International Syrah Day is celebrated on February 16th each year. It’s a day when wine enthusiasts around the world raise a glass to this amazing grape variety. 

And if you’re looking to stay up to date on all the wine holidays, be sure to check out the Annual Wine Holiday Calendar.


Syrah is a grape that offers a rich and diverse wine experience. From its origins in the Rhône Valley to its global popularity as Shiraz, this grape variety has proven its versatility and appeal. With its bold flavors, high tannins, and ability to pair with a wide range of foods, Syrah is a wine that belongs in every wine lover’s collection. 

So, next time you’re looking for a red wine that’s full of character and complexity, reach for a bottle of Syrah and savor the magic it brings.

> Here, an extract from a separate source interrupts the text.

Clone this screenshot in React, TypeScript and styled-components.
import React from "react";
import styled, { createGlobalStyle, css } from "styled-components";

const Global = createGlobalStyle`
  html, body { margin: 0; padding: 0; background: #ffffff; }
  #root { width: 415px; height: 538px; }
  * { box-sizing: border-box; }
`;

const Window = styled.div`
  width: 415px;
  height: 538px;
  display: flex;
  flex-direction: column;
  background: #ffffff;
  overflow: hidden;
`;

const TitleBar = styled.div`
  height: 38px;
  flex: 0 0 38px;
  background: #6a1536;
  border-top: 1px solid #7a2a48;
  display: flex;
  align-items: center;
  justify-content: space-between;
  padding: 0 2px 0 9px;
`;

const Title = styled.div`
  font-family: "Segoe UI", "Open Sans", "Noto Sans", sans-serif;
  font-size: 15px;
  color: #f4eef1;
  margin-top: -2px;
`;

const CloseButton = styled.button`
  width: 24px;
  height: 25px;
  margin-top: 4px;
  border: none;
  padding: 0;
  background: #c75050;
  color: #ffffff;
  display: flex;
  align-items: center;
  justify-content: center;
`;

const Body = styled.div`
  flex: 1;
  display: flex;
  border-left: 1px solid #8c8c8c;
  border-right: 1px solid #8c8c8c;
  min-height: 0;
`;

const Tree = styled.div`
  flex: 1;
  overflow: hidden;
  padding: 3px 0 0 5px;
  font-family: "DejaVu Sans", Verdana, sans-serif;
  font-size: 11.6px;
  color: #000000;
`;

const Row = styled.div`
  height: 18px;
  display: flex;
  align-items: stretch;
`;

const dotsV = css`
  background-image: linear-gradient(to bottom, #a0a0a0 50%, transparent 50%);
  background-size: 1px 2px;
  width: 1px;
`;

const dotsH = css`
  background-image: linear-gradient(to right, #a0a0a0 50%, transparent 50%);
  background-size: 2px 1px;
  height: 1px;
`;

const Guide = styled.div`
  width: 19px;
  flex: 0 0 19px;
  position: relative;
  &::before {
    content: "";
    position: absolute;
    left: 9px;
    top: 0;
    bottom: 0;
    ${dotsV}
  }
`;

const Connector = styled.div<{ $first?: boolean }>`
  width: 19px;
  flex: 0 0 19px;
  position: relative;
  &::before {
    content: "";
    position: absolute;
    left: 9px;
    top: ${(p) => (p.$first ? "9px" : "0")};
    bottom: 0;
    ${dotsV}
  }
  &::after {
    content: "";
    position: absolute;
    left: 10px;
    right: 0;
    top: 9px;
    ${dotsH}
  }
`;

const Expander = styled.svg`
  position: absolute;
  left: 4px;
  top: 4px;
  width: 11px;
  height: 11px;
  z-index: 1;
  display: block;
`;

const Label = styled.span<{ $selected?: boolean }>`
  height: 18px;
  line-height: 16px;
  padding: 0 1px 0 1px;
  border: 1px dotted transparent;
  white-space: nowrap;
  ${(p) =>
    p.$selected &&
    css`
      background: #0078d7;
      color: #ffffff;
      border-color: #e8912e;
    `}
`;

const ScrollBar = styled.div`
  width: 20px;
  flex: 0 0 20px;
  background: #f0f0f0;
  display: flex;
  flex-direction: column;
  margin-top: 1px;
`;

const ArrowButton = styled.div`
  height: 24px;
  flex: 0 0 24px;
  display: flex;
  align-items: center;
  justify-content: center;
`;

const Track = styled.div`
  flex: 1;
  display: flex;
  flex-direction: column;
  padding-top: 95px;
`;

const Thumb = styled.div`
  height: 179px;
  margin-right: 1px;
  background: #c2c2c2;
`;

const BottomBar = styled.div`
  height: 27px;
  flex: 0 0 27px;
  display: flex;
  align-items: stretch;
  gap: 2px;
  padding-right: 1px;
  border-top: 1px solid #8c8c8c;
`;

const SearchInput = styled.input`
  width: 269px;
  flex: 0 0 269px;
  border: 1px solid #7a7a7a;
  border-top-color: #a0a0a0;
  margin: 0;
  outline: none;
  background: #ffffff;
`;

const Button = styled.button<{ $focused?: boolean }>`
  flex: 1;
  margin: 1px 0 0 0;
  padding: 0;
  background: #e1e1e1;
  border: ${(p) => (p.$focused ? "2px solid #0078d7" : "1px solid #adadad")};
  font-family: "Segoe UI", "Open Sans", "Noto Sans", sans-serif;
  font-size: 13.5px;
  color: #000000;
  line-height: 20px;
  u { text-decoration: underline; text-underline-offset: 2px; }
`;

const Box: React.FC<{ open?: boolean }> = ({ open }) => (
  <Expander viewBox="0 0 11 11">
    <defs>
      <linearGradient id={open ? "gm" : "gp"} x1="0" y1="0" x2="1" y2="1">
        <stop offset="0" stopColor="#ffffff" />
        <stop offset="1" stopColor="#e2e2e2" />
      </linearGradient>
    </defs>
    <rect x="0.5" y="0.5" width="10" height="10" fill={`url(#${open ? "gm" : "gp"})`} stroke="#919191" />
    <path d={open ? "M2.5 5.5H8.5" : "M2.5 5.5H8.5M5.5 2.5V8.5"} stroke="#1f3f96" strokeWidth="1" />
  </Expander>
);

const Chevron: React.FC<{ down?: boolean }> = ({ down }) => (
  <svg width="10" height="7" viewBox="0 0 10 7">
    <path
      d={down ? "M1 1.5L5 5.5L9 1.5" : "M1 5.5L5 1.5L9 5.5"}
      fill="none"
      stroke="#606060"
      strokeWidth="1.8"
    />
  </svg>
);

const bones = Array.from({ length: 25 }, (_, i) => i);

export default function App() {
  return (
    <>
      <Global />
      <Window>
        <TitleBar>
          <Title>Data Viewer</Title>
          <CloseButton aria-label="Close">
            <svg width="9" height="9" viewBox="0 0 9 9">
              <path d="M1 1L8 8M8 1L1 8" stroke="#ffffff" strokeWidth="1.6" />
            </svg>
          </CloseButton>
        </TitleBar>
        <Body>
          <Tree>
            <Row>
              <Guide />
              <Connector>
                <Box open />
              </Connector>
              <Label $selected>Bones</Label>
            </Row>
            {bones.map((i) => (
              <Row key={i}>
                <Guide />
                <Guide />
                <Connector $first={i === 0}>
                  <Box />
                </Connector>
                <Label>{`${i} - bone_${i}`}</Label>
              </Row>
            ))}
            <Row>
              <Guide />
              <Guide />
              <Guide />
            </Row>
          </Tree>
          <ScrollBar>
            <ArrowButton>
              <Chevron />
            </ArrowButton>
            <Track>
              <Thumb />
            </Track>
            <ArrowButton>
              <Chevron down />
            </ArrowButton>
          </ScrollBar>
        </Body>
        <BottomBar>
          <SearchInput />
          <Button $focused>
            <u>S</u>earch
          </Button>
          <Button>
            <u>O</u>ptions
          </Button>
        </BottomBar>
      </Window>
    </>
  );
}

Frequently Asked Questions

What is Syrah?

Syrah is a red wine grape variety famous for its dark color, full-bodied profile, and complex flavors like dark berries, black pepper, and smoked meat. It’s widely grown in regions like the Rhône Valley, Australia (as Shiraz), and South Africa.

Is Syrah Wine Sweet?

Syrah is typically a dry wine, not sweet. Its flavor profile includes rich, dark fruit flavors and savory, spicy notes, often with high tannins and a robust structure.

Are Syrah and Shiraz the Same?

Interestingly, Syrah and Shiraz are known to be of the same grape variety. The name changes depending on the region, with Syrah being used in France and other parts of the world, and Shiraz being used in Australia.

What temperature to serve Syrah?

Syrah is best served slightly below room temperature, around 55-65°F (15-18°C). This helps to enhance its flavors and aromas without overwhelming the palate.